[WORK REQUIRED]
Transcribe all of the data exactly. Omit the pictures.

[SUPPLIED DATA]
────
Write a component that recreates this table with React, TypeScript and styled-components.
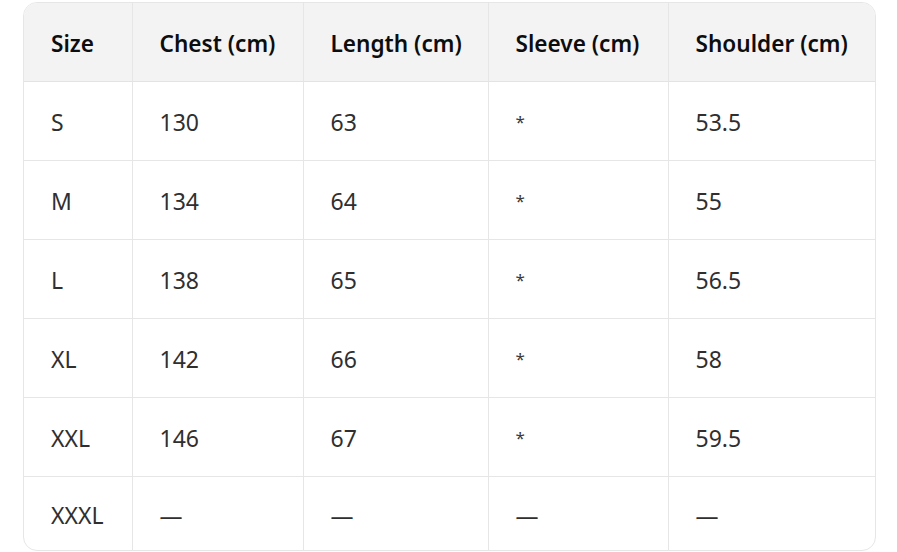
import React from "react";
import styled, { createGlobalStyle } from "styled-components";

const Global = createGlobalStyle`
  html, body { margin: 0; padding: 0; background: #ffffff; }
  body { font-family: "Noto Sans", "Open Sans", sans-serif; }
`;

const Page = styled.div`
  padding: 2px 21px 0 23px;
  width: 897px;
  height: 552px;
  box-sizing: border-box;
  overflow: hidden;
`;

const Frame = styled.div`
  border: 1px solid #e6e6e6;
  border-radius: 14px;
  overflow: hidden;
  width: 853px;
  box-sizing: border-box;
`;

const Table = styled.table`
  width: 100%;
  border-collapse: collapse;
  table-layout: fixed;
  font-size: 23px;
`;

const Th = styled.th<{ $w: number }>`
  width: ${(p) => p.$w}px;
  height: 78px;
  padding: 3px 0 0 27px;
  text-align: left;
  font-size: 22.6px;
  font-weight: 600;
  color: #0d0d0d;
  background: #f3f3f3;
  border-bottom: 1px solid #e3e3e3;
  border-left: 1px solid #e6e6e6;
  box-sizing: border-box;
  white-space: nowrap;
  &:first-child { border-left: none; }
`;

const Row = styled.tr`
  &:last-child td {
    height: 70px;
  }
`;

const Td = styled.td`
  height: 75px;
  padding: 3px 0 0 27px;
  text-align: left;
  color: #2f2f2f;
  font-weight: 400;
  border-top: 1px solid #e6e6e6;
  border-left: 1px solid #e6e6e6;
  &:first-child { border-left: none; }
`;

const Star = styled.span`
  display: inline-block;
  font-size: 17px;
  color: #3a3a3a;
  transform: translateY(-3px);
`;

const cols = [
  { label: "Size", w: 108 },
  { label: "Chest (cm)", w: 171 },
  { label: "Length (cm)", w: 185 },
  { label: "Sleeve (cm)", w: 180 },
  { label: "Shoulder (cm)", w: 207 },
];

const rows = [
  ["S", "130", "63", "*", "53.5"],
  ["M", "134", "64", "*", "55"],
  ["L", "138", "65", "*", "56.5"],
  ["XL", "142", "66", "*", "58"],
  ["XXL", "146", "67", "*", "59.5"],
  ["XXXL", "—", "—", "—", "—"],
];

export default function App() {
  return (
    <>
      <Global />
      <Page>
        <Frame>
          <Table>
            <thead>
              <tr>
                {cols.map((c) => (
                  <Th key={c.label} $w={c.w}>
                    {c.label}
                  </Th>
                ))}
              </tr>
            </thead>
            <tbody>
              {rows.map((r) => (
                <Row key={r[0]}>
                  {r.map((v, i) => (
                    <Td key={i}>{v === "*" ? <Star>*</Star> : v}</Td>
                  ))}
                </Row>
              ))}
            </tbody>
          </Table>
        </Frame>
      </Page>
    </>
  );
}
────
[SOLUTION TO THE PROBLEM]
Write a component that recreates this table with React, TypeScript and styled-components.
import React from "react";
import styled, { createGlobalStyle } from "styled-components";

const Global = createGlobalStyle`
  html, body { margin: 0; padding: 0; background: #ffffff; }
  body { font-family: "Noto Sans", "Open Sans", sans-serif; }
`;

const Page = styled.div`
  padding: 2px 21px 0 23px;
  width: 897px;
  height: 552px;
  box-sizing: border-box;
  overflow: hidden;
`;

const Frame = styled.div`
  border: 1px solid #e6e6e6;
  border-radius: 14px;
  overflow: hidden;
  width: 853px;
  box-sizing: border-box;
`;

const Table = styled.table`
  width: 100%;
  border-collapse: collapse;
  table-layout: fixed;
  font-size: 23px;
`;

const Th = styled.th<{ $w: number }>`
  width: ${(p) => p.$w}px;
  height: 78px;
  padding: 3px 0 0 27px;
  text-align: left;
  font-size: 22.6px;
  font-weight: 600;
  color: #0d0d0d;
  background: #f3f3f3;
  border-bottom: 1px solid #e3e3e3;
  border-left: 1px solid #e6e6e6;
  box-sizing: border-box;
  white-space: nowrap;
  &:first-child { border-left: none; }
`;

const Row = styled.tr`
  &:last-child td {
    height: 70px;
  }
`;

const Td = styled.td`
  height: 75px;
  padding: 3px 0 0 27px;
  text-align: left;
  color: #2f2f2f;
  font-weight: 400;
  border-top: 1px solid #e6e6e6;
  border-left: 1px solid #e6e6e6;
  &:first-child { border-left: none; }
`;

const Star = styled.span`
  display: inline-block;
  font-size: 17px;
  color: #3a3a3a;
  transform: translateY(-3px);
`;

const cols = [
  { label: "Size", w: 108 },
  { label: "Chest (cm)", w: 171 },
  { label: "Length (cm)", w: 185 },
  { label: "Sleeve (cm)", w: 180 },
  { label: "Shoulder (cm)", w: 207 },
];

const rows = [
  ["S", "130", "63", "*", "53.5"],
  ["M", "134", "64", "*", "55"],
  ["L", "138", "65", "*", "56.5"],
  ["XL", "142", "66", "*", "58"],
  ["XXL", "146", "67", "*", "59.5"],
  ["XXXL", "—", "—", "—", "—"],
];

export default function App() {
  return (
    <>
      <Global />
      <Page>
        <Frame>
          <Table>
            <thead>
              <tr>
                {cols.map((c) => (
                  <Th key={c.label} $w={c.w}>
                    {c.label}
                  </Th>
                ))}
              </tr>
            </thead>
            <tbody>
              {rows.map((r) => (
                <Row key={r[0]}>
                  {r.map((v, i) => (
                    <Td key={i}>{v === "*" ? <Star>*</Star> : v}</Td>
                  ))}
                </Row>
              ))}
            </tbody>
          </Table>
        </Frame>
      </Page>
    </>
  );
}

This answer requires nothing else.